Her father abandoned his family upon seeing her disability.  The mother, who has no family, must work to provide for her small, broken family.  With no one else to rely on, the mother must leave her daughter home alone while she worked.  When the mother came home, her daughter began to scream even louder.  Her eyes stared at her mother in anger at being left behind.

Since diapers are expensive, the daughter had to lie on the concrete floor so any accidents would be easy to clean up.  Her arms and legs were cold from the long exposure.  Upon seeing that, my dad ran out to buy her a mattress and covered it with a plastic sheet.  When we laid her on the mattress, her eyes lit up in happiness.  Before leaving, I bent down and held her hand.  Her eyes met mine, and although I had been crying, I managed to give her a crooked smile.  She returned with one of her own, beautiful and full of contentment, as if finding joy in the smallest kindness.

October 3, 2013 | Sài Gòn, Việt Nam

Stepping past the gate into the courtyard of Benh Vien Ung Buu of SG, I never felt so claustrophobic in an open space.  People flooded the courtyard, sitting on the steps, standing in line, crowded in groups…the air was buzzing with voices.  After a few moments of orienting myself, I found a few signs which explained the situation.  The majority of the people were in line to register and pay the hospital fee to be admitted.

Following the security guard, I walked through the dingy halls and a flight of concrete stairs to the children’s ward.  After hundreds of hours volunteering at UC Davis Medical Center and a student-run clinic, I could not believe my eyes upon entering the children’s ward.  An expression of shock, pity, and disbelief registered on my face and remained for the duration of my visit. 
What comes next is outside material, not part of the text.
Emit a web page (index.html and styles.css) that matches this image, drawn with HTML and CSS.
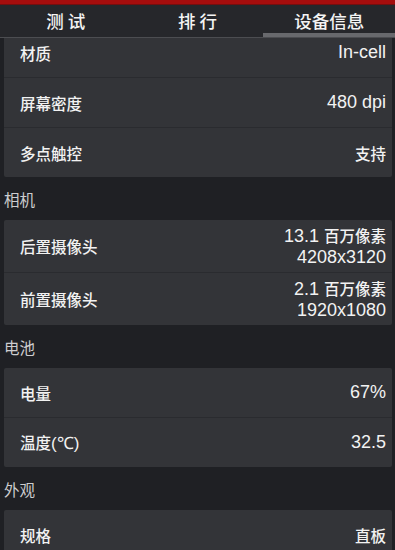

The halls and rooms overflowed with patients and caretakers.  Along the walls, children laid upon thin straw mats while their parents sat next to them.  One child had a saline line attached.  His father stood beside him holding the pouch.  Metal beds were arranged in every room to maximize space.  A thin straw mat covered each bed.  The patient laid upon the bed, along with his/her caretaker and all their belongings.  On the floor under each bed laid another patient and his/her caretaker.  If fortunate enough to be assigned a room, families with their sick children claimed any open space on the floor.  Each new sight I witnessed made me appreciate the medical care I receive in the US.  Despite its shortcomings, the health care system in the US is many times more advanced and “friendly.”  Hospitals are required to treat all emergencies first, then deal with billing after.  The reverse occurs in Vietnam and other developing countries.  Even on the brink of death, if a patient’s family cannot pay the hospital fee, the patient will not receive medical care.

As I walked through the ward, I noticed families with smartphones and patients playing on tablets.  Despite the squalor of the hospital ward, only families with enough money can secure a spot.  An epiphany struck me:  the varying degrees of “hospitality” reflect the amount each family paid.  A bed costs more than the ground beneath it.  A spot inside a room costs more than a spot along the corridor walls.

I thought back to the families we visited during this trip.  Most of them cannot afford treatment.  The patients in the hospital are better off, but not to any greater degree.  I realized the extent of suffering in life.  HOC is working to alleviate a tiny portion of that suffering.  Our efforts really do help the beneficiaries, but there is still a lot of work left to do.